## STATED EXERCISE:
Gather up the lines with the word "styles" in them.
=== ENTRIES PROVIDED ===
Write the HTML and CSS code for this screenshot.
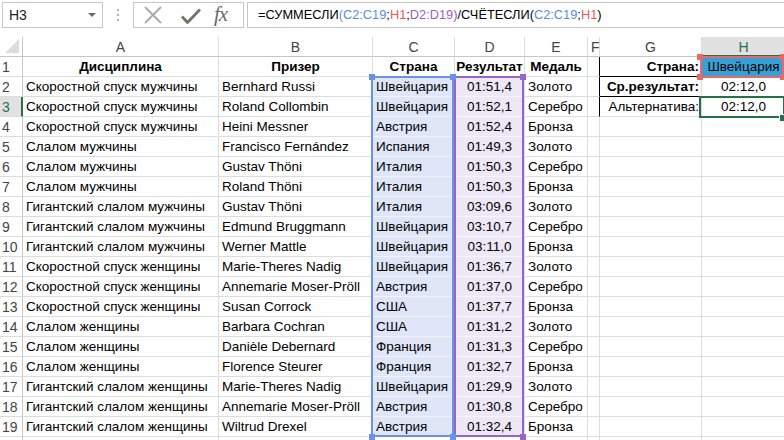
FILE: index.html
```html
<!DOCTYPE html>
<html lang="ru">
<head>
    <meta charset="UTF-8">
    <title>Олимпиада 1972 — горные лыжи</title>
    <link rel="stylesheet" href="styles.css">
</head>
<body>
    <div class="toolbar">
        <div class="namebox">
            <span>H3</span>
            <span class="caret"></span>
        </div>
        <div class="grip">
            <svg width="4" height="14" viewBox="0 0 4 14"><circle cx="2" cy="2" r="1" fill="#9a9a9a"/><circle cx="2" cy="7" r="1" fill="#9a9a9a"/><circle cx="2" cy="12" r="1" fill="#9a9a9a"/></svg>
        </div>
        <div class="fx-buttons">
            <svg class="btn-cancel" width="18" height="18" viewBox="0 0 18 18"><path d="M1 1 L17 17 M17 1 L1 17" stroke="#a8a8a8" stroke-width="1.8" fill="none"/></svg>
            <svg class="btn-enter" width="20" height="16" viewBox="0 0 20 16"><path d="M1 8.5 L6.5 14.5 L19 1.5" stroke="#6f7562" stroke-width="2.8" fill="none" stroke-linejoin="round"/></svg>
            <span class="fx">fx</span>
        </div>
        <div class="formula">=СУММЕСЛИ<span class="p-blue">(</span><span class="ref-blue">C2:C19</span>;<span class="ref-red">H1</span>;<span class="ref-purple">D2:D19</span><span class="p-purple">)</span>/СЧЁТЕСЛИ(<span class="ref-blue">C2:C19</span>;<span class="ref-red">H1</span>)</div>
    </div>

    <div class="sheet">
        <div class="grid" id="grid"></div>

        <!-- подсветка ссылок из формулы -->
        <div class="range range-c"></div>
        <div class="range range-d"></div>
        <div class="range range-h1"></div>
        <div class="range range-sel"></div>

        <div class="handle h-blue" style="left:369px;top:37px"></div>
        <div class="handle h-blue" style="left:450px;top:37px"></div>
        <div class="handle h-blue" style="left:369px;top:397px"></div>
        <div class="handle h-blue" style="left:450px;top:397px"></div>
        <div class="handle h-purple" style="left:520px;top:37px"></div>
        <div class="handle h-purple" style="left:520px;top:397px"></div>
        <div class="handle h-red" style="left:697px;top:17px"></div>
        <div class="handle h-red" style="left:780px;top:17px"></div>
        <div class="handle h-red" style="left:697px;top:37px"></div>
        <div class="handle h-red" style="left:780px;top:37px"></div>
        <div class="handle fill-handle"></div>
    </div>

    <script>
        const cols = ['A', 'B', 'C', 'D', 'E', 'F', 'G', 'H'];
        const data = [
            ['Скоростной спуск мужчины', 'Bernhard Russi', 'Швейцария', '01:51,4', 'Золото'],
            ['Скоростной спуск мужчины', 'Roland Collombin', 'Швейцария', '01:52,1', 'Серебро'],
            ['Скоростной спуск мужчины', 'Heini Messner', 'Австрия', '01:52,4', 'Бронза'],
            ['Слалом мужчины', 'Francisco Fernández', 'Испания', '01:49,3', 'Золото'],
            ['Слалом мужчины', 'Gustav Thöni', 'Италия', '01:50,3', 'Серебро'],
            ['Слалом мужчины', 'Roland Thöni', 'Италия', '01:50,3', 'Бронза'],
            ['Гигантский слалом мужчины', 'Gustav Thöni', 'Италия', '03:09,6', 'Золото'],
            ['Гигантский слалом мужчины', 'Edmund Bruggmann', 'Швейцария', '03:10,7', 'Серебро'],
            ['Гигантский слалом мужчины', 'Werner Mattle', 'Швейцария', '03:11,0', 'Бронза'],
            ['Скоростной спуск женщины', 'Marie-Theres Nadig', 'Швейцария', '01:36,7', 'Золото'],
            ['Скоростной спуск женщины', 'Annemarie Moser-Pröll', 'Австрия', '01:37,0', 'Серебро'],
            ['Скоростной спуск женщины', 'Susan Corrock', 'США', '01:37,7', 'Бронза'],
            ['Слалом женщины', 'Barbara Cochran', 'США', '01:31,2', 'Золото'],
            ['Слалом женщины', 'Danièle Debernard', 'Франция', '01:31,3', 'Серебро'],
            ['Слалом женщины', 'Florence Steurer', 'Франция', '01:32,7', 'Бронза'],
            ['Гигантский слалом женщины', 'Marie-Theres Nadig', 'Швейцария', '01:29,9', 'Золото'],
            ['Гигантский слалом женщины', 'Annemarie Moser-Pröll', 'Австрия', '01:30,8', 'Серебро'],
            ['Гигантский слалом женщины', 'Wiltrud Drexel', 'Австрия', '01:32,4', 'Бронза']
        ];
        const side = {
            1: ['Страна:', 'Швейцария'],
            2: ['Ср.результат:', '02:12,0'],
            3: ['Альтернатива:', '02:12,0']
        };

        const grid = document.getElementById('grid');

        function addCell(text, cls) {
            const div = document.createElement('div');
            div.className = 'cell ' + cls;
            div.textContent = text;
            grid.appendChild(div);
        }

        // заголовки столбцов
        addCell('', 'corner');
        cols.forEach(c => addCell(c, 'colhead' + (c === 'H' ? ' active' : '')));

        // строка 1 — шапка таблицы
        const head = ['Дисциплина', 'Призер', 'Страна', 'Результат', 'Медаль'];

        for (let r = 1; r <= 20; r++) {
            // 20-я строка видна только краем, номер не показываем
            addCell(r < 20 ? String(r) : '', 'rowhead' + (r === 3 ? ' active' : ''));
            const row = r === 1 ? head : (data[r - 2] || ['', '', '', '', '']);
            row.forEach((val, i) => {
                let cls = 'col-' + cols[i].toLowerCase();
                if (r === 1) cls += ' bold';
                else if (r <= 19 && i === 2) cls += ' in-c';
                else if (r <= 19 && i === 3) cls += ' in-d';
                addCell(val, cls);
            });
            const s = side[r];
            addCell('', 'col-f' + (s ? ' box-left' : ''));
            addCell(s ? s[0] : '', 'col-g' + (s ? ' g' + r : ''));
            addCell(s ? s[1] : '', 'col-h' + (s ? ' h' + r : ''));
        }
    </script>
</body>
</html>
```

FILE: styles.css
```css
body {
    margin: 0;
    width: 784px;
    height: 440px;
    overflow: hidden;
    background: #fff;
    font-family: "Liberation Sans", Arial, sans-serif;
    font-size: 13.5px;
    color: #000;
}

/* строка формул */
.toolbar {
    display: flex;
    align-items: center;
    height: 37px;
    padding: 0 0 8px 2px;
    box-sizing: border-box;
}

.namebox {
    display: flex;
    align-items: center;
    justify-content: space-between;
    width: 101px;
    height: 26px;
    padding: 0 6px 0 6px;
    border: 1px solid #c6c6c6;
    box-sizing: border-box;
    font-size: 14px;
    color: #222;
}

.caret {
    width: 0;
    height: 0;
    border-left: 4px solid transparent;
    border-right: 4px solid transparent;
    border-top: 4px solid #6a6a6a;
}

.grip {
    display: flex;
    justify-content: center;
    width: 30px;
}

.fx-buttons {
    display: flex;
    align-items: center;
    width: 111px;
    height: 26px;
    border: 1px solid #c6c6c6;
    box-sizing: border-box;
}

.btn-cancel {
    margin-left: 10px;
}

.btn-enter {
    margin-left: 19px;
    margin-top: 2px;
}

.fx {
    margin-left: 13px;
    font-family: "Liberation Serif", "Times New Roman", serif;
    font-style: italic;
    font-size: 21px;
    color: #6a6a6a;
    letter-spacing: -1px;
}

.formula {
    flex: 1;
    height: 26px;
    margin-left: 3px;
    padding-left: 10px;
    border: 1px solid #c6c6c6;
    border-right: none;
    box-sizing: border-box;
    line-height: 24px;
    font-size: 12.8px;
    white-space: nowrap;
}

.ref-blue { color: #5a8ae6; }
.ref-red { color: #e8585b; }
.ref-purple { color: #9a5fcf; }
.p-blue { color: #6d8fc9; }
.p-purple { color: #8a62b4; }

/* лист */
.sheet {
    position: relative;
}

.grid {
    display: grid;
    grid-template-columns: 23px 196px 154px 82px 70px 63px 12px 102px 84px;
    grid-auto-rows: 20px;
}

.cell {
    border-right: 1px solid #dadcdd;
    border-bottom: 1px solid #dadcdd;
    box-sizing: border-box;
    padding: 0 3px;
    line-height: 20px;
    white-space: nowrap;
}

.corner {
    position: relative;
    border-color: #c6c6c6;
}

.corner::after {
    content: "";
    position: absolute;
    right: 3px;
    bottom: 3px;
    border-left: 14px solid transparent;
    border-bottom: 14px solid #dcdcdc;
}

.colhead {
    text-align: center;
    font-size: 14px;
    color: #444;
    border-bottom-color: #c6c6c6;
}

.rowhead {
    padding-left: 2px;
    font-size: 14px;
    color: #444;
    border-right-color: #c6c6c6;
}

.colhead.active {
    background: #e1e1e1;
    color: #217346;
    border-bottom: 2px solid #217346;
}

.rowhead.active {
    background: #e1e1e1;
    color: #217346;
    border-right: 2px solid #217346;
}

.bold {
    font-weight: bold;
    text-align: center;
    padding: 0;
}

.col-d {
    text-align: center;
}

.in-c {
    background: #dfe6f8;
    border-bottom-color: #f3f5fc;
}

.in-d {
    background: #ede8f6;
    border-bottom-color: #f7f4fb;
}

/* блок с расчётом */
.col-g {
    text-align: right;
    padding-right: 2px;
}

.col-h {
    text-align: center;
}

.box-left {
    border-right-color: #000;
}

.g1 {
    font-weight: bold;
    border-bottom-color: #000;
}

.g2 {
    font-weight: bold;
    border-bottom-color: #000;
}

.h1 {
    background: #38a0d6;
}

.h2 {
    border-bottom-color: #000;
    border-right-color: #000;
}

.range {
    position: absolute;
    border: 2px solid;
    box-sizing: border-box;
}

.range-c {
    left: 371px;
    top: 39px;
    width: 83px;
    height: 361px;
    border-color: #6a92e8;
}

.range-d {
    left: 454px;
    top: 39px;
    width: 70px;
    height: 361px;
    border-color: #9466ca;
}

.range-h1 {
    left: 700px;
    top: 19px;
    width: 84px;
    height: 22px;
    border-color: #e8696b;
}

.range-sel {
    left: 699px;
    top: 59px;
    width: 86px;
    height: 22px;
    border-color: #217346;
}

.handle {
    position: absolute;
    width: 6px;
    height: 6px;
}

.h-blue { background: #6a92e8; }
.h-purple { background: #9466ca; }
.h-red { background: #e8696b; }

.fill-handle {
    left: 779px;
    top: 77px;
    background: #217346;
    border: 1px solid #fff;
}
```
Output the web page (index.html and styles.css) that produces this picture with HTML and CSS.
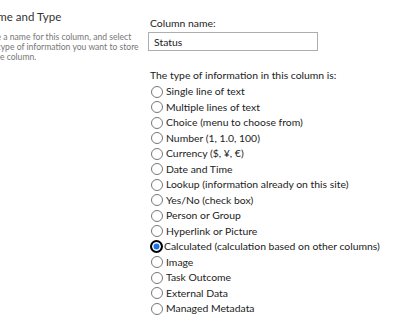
===
## OUTPUT OF THE TASK:
    <link rel="stylesheet" href="styles.css">
FILE: styles.css
Output the web page (index.html and styles.css) that produces this picture with HTML and CSS.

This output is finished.